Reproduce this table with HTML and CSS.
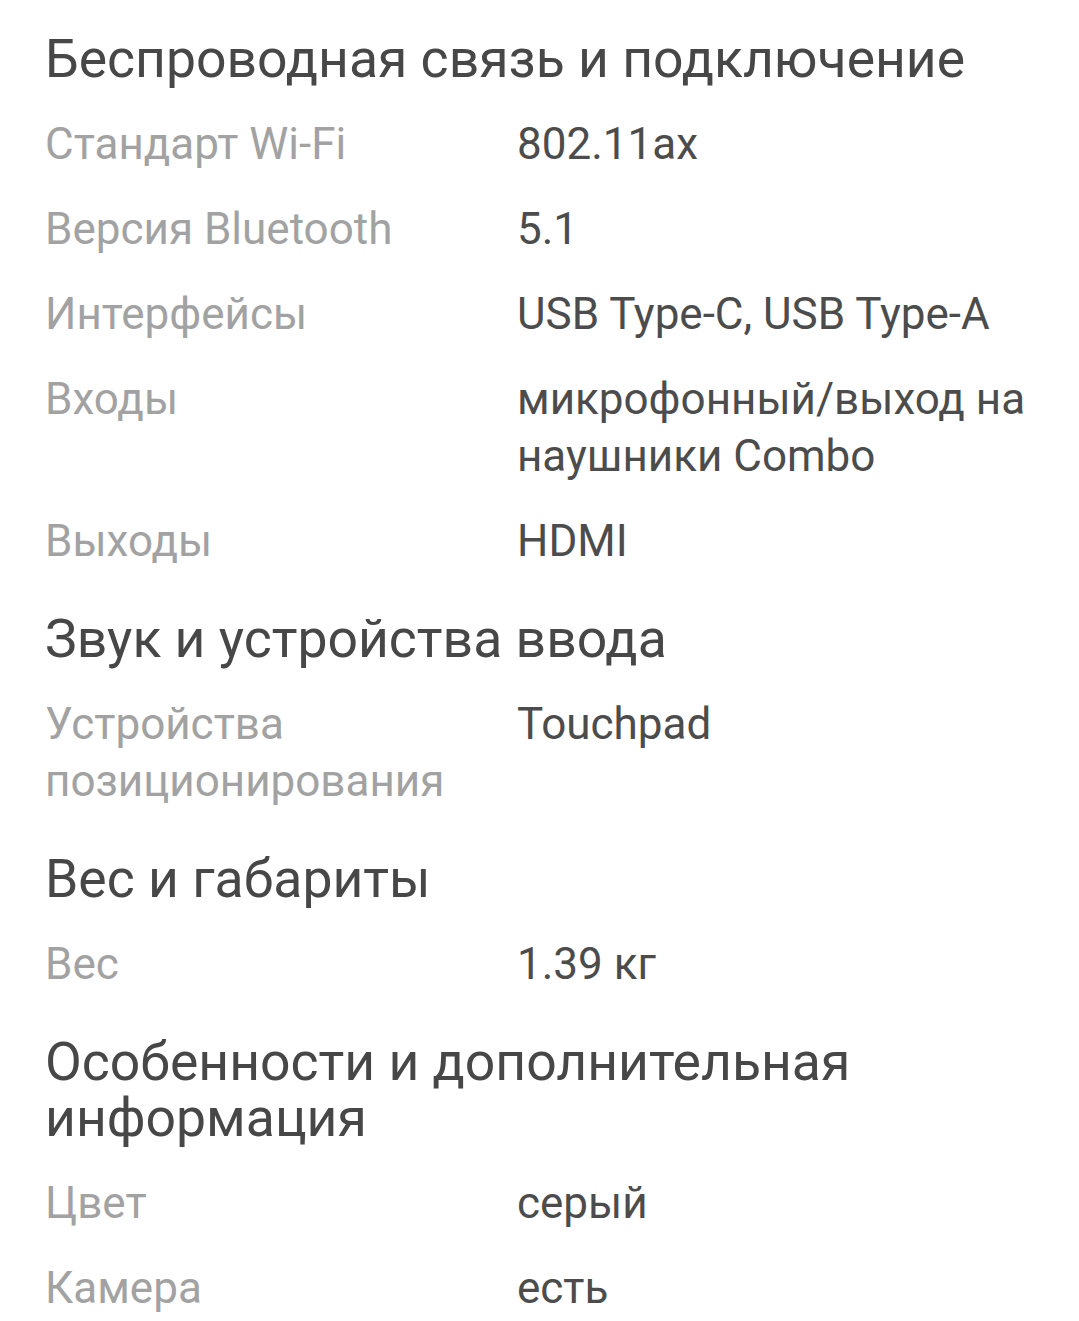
FILE: index.html
```html
<!DOCTYPE html>
<html lang="ru">
<head>
<meta charset="utf-8">
<link rel="stylesheet" href="styles.css">
</head>
<body>
<main class="specs">
  <section class="group">
    <h2 class="group-title">Беспроводная связь и подключение</h2>
    <div class="row"><div class="label">Стандарт Wi-Fi</div><div class="value">802.11ax</div></div>
    <div class="row"><div class="label">Версия Bluetooth</div><div class="value">5.1</div></div>
    <div class="row"><div class="label">Интерфейсы</div><div class="value">USB Type-C, USB Type-A</div></div>
    <div class="row"><div class="label">Входы</div><div class="value">микрофонный/выход на наушники Combo</div></div>
    <div class="row"><div class="label">Выходы</div><div class="value">HDMI</div></div>
  </section>
  <section class="group">
    <h2 class="group-title">Звук и устройства ввода</h2>
    <div class="row"><div class="label">Устройства позиционирования</div><div class="value">Touchpad</div></div>
  </section>
  <section class="group">
    <h2 class="group-title">Вес и габариты</h2>
    <div class="row"><div class="label">Вес</div><div class="value">1.39 кг</div></div>
  </section>
  <section class="group">
    <h2 class="group-title">Особенности и дополнительная информация</h2>
    <div class="row"><div class="label">Цвет</div><div class="value">серый</div></div>
    <div class="row"><div class="label">Камера</div><div class="value">есть</div></div>
  </section>
</main>
</body>
</html>
```

FILE: styles.css
```css
html, body {
  margin: 0;
  padding: 0;
  background: #ffffff;
}
body {
  font-family: Roboto, "Noto Sans", "Liberation Sans", sans-serif;
}
.specs {
  padding: 4px 30px 0 45px;
}
.group-title {
  margin: 27px 0 15px;
  font-size: 53.5px;
  line-height: 56px;
  font-weight: 400;
  color: #474747;
}
.row {
  display: grid;
  grid-template-columns: 472px 1fr;
  padding: 14px 0;
  font-size: 44px;
  line-height: 57px;
}
.label {
  color: #a2a2a2;
  padding-right: 20px;
}
.value {
  color: #4c4c4c;
}
```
------------
Work to complete >> Repeat all the data as it stands, dropping any images it holds.

Output for this task >>
Reproduce this table with HTML and CSS.
FILE: index.html
```html
<!DOCTYPE html>
<html lang="ru">
<head>
<meta charset="utf-8">
<link rel="stylesheet" href="styles.css">
</head>
<body>
<main class="specs">
  <section class="group">
    <h2 class="group-title">Беспроводная связь и подключение</h2>
    <div class="row"><div class="label">Стандарт Wi-Fi</div><div class="value">802.11ax</div></div>
    <div class="row"><div class="label">Версия Bluetooth</div><div class="value">5.1</div></div>
    <div class="row"><div class="label">Интерфейсы</div><div class="value">USB Type-C, USB Type-A</div></div>
    <div class="row"><div class="label">Входы</div><div class="value">микрофонный/выход на наушники Combo</div></div>
    <div class="row"><div class="label">Выходы</div><div class="value">HDMI</div></div>
  </section>
  <section class="group">
    <h2 class="group-title">Звук и устройства ввода</h2>
    <div class="row"><div class="label">Устройства позиционирования</div><div class="value">Touchpad</div></div>
  </section>
  <section class="group">
    <h2 class="group-title">Вес и габариты</h2>
    <div class="row"><div class="label">Вес</div><div class="value">1.39 кг</div></div>
  </section>
  <section class="group">
    <h2 class="group-title">Особенности и дополнительная информация</h2>
    <div class="row"><div class="label">Цвет</div><div class="value">серый</div></div>
    <div class="row"><div class="label">Камера</div><div class="value">есть</div></div>
  </section>
</main>
</body>
</html>
```

FILE: styles.css
```css
html, body {
  margin: 0;
  padding: 0;
  background: #ffffff;
}
body {
  font-family: Roboto, "Noto Sans", "Liberation Sans", sans-serif;
}
.specs {
  padding: 4px 30px 0 45px;
}
.group-title {
  margin: 27px 0 15px;
  font-size: 53.5px;
  line-height: 56px;
  font-weight: 400;
  color: #474747;
}
.row {
  display: grid;
  grid-template-columns: 472px 1fr;
  padding: 14px 0;
  font-size: 44px;
  line-height: 57px;
}
.label {
  color: #a2a2a2;
  padding-right: 20px;
}
.value {
  color: #4c4c4c;
}
```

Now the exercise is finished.